Lawrence Mattis, the long-time manager of Lana and Lilly Wachowski, studied philosophy at college. When, in 1994, he received the first draft of the screenplay for The Matrix, he couldn’t believe what he was reading. As he told the author Brian Raftery: “I called them and said, ‘This is amazing! You wrote a script about Descartes! But how do I sell this thing?’”
Mattis was thinking of the philosopher’s Meditation on First Philosophy, championed the importance of doubt by hypothesising that everything he thought he knew about reality might be an illusion created by an evil demon. Of course, The Matrix is about a lot more than that. The Wachowskis themselves have cited a litany of influences: ranging from Homer’s Odyssey, Stanley Kubrick’s 2001 and Jean-Luc Godard’s Alphaville to the cybernetics expert Kevin Kelly, Schopenhauer, Buddhism and Jean Baudrillard, whose 1981 book Simulacra and Simulation appears in the movie. The phrase “desert of the real” comes from its very first page, although the man himself sniffed that “The Matrix is surely the kind of film about the Matrix that the Matrix would have been able to produce”.
Critics and fans have suggested numerous other influences: Plato’s cave, Hilary Putnam’s brain in a vat, Robert Nozick’s Experience Machine, Philip K Dick, Plato, Socrates, Kant, Marx, Hegel, Lacan, Dostoevsky, Sartre and even Doctor Who. The essays in the 2002 book The Matrix and Philosophy contradict each other to hilarious extent: It’s Buddhist! It’s Christian! It’s Marxist! It’s postmodern! Yet none are wrong exactly because the movie is a mash-up of ideas, not a thesis. When the Wachowskis were asked in a web chat how many of these perceived allusions were intentional, they replied in the teasing spirit of a Sixties Bob Dylan press conference: “All of it.”

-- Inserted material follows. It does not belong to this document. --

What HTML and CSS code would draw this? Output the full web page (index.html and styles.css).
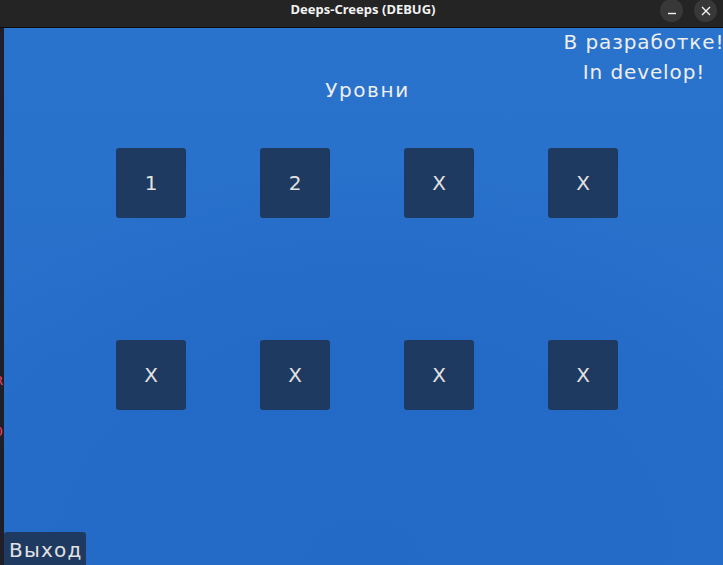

In the week that Matrix Resurrections, the fourth film in the franchise, opens, it’s worth remembering that before The Matrix was released in March 1999, it was unflatteringly compared to the 1995 flop Johnny Mnemonic, another film about virtual reality starring Keanu Reeves.
But it was no Johnny Mnemonic. Raking in almost half a billion dollars, it proved that Hollywood could tap into the new immersive nature of gaming, paved the way for the superhero imperium, and (to the immense benefit of Christopher Nolan) made explicitly philosophical non-franchise blockbusters a going concern. Better still, and despite two widely disliked sequels, it became a cultural touchstone. The Wachowskis talked about “making mythology relevant in a modern context” and they succeeded in spades. The Matrix has become a modern myth and, like any myth, it has been interpreted in radically different ways.
The brilliance of The Matrix is that it can make anybody feel clever. It signals that it is about something profound but the basic conceit is very simple. You could grasp it by knowing your Descartes or just by listening to Queen: “Is this the real life? Is this just fantasy?”
Reeves’s character believes he is a coder called Thomas Anderson, living in a boring 1999. In fact, he resides comatose in a gooey pod in the late 22nd century, where he serves as an organic battery for humanity’s new AI overlords. His life has been a simulation, a dream, the Matrix. Waking up is a kind of rebirth. At the end, he tells those damned dirty machines that he will usher in “a world without you, a world without rules and controls, without borders or boundaries, a world where anything is possible”.